● **WHAT IS NEEDED**
Scan the listing below. Report each line that includes "index".

● **DATASET CONTENT**
· · ·

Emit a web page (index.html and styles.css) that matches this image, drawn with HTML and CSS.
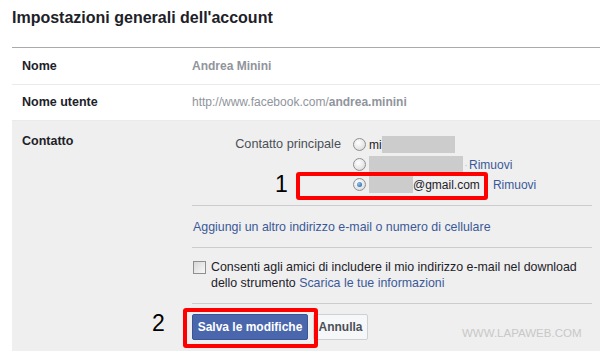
FILE: index.html
```html
<!DOCTYPE html>
<html lang="it">
<head>
    <meta charset="UTF-8">
    <title>Impostazioni generali dell'account</title>
    <link rel="stylesheet" href="styles.css">
</head>
<body>
    <div class="page">
        <h2 class="title">Impostazioni generali dell'account</h2>

        <div class="settings">
            <div class="row">
                <div class="label">Nome</div>
                <div class="value strong">Andrea Minini</div>
            </div>
            <div class="row">
                <div class="label">Nome utente</div>
                <div class="value">http://www.facebook.com/<b>andrea.minini</b></div>
            </div>

            <div class="row edit">
                <div class="label">Contatto</div>
                <div class="content">
                    <div class="contacts">
                        <div class="contact-title">Contatto principale</div>
                        <div class="contact-list">
                            <div class="contact">
                                <span class="radio"></span>
                                <span class="mail">mi<span class="blur" style="width:73px"></span></span>
                            </div>
                            <div class="contact">
                                <span class="radio"></span>
                                <span class="mail"><span class="blur" style="width:94px"></span></span>
                                <span class="dot">·</span><a href="#">Rimuovi</a>
                            </div>
                            <div class="contact">
                                <span class="radio checked"></span>
                                <span class="mail"><span class="blur" style="width:44px"></span>@gmail.com</span>
                                <span class="dot wide">·</span><a href="#">Rimuovi</a>
                            </div>
                        </div>
                    </div>

                    <div class="block">
                        <a href="#">Aggiungi un altro indirizzo e-mail o numero di cellulare</a>
                    </div>

                    <div class="block check-block">
                        <span class="checkbox"></span>
                        <p>Consenti agli amici di includere il mio indirizzo e-mail nel download dello strumento <a href="#">Scarica le tue informazioni</a></p>
                    </div>

                    <div class="actions">
                        <button class="save-btn">Salva le modifiche</button>
                        <button class="cancel-btn">Annulla</button>
                    </div>
                </div>
            </div>
        </div>

        <!-- annotazioni sopra lo screenshot -->
        <span class="step step-1">1</span>
        <span class="mark mark-1"></span>
        <span class="step step-2">2</span>
        <span class="mark mark-2"></span>
        <span class="watermark">WWW.LAPAWEB.COM</span>
    </div>
</body>
</html>
```

FILE: styles.css
```css
body {
    margin: 0;
    padding: 0;
    font-family: 'Liberation Sans', Arial, sans-serif;
    font-size: 12px;
    color: #1d2129;
    background: #ffffff;
}

.page {
    position: relative;
    width: 600px;
    height: 359px;
    padding-left: 12px;
    box-sizing: border-box;
    overflow: hidden;
}

.title {
    margin: 0;
    height: 48px;
    padding-top: 9px;
    box-sizing: border-box;
    font-size: 16px;
    font-weight: bold;
    color: #1d2129;
    border-bottom: 1px solid #aaaaaa;
}

.row {
    display: flex;
    border-bottom: 1px solid #e9eaed;
}

.row .label {
    width: 180px;
    padding-left: 10px;
    box-sizing: border-box;
    font-size: 12.5px;
    font-weight: bold;
    color: #1d2129;
    line-height: 36px;
    flex-shrink: 0;
}

.row .value {
    line-height: 36px;
    color: #90949c;
}

.row + .row .label,
.row + .row .value {
    line-height: 35px;
}

.row .value.strong,
.row .value b {
    font-weight: bold;
}

.row.edit {
    background: #efefef;
    border-bottom: none;
    height: 230px;
}

.row.edit .label {
    line-height: 15px;
    padding-top: 13px;
}

.content {
    width: 400px;
    padding-top: 14px;
    font-size: 12.4px;
}

.contacts {
    display: flex;
    height: 70px;
    border-bottom: 1px solid #cccccc;
}

.contact-title {
    width: 149px;
    text-align: right;
    color: #4b4f56;
    font-size: 12.7px;
    line-height: 19px;
}

.contact-list {
    padding-left: 12px;
}

.contact {
    display: flex;
    align-items: center;
    height: 19px;
    margin-bottom: 1px;
    font-size: 12px;
    color: #1d2129;
}

.radio {
    width: 11px;
    height: 11px;
    border: 1px solid #8e8f8f;
    border-radius: 50%;
    background: radial-gradient(circle at 40% 35%, #ffffff 0%, #e6e6e6 60%, #c9c9c9 100%);
    margin-right: 3px;
    position: relative;
    flex-shrink: 0;
}

.radio.checked::after {
    content: "";
    position: absolute;
    left: 3px;
    top: 3px;
    width: 5px;
    height: 5px;
    border-radius: 50%;
    background: radial-gradient(circle at 35% 35%, #8fc3f0, #1a5aa0);
}

.mail {
    display: flex;
    align-items: center;
}

.blur {
    display: inline-block;
    height: 17px;
    background: #cccccc;
}

.dot {
    color: #c4cbda;
    margin: 0 1px 0 1px;
}

.dot.wide {
    margin: 0 4px 0 5px;
}

a {
    color: #3b5998;
    text-decoration: none;
}

.block {
    padding: 13px 0 12px 1px;
    line-height: 16px;
    border-bottom: 1px solid #cccccc;
}

.check-block {
    display: flex;
    align-items: flex-start;
    padding: 11px 0 12px 1px;
    color: #1d2129;
}

.check-block p {
    margin: 0;
    font-size: 12.4px;
    line-height: 16px;
}

.checkbox {
    width: 11px;
    height: 11px;
    border: 1px solid #8f8f8f;
    background: linear-gradient(135deg, #d8d8d8, #f8f8f8);
    margin: 2px 5px 0 0;
    flex-shrink: 0;
}

.actions {
    display: flex;
    gap: 5px;
    padding-top: 10px;
}

.save-btn,
.cancel-btn {
    height: 26px;
    font-family: 'Liberation Sans', Arial, sans-serif;
    font-size: 12px;
    font-weight: bold;
    border-radius: 2px;
    white-space: nowrap;
    cursor: pointer;
}

.save-btn {
    background: #4a67ad;
    border: 1px solid #3b5495;
    color: #ffffff;
    width: 116px;
    padding: 0;
}

.cancel-btn {
    background: #f6f7f9;
    border: 1px solid #ced0d4;
    color: #4b4f56;
    width: 55px;
    padding: 0;
}

.step {
    position: absolute;
    font-size: 23px;
    color: #000000;
    line-height: 23px;
}

.step-1 {
    left: 275px;
    top: 173px;
}

.step-2 {
    left: 152px;
    top: 312px;
}

.mark {
    position: absolute;
    border: 4px solid #ff0000;
    border-radius: 3px;
    box-sizing: border-box;
}

.mark-1 {
    left: 296px;
    top: 172px;
    width: 192px;
    height: 28px;
}

.mark-2 {
    left: 183px;
    top: 308px;
    width: 135px;
    height: 40px;
}

.watermark {
    position: absolute;
    left: 462px;
    top: 327px;
    font-size: 11.5px;
    color: #c8c8c8;
}
```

· · ·

● **EXERCISE SOLUTION**
Emit a web page (index.html and styles.css) that matches this image, drawn with HTML and CSS.
FILE: index.html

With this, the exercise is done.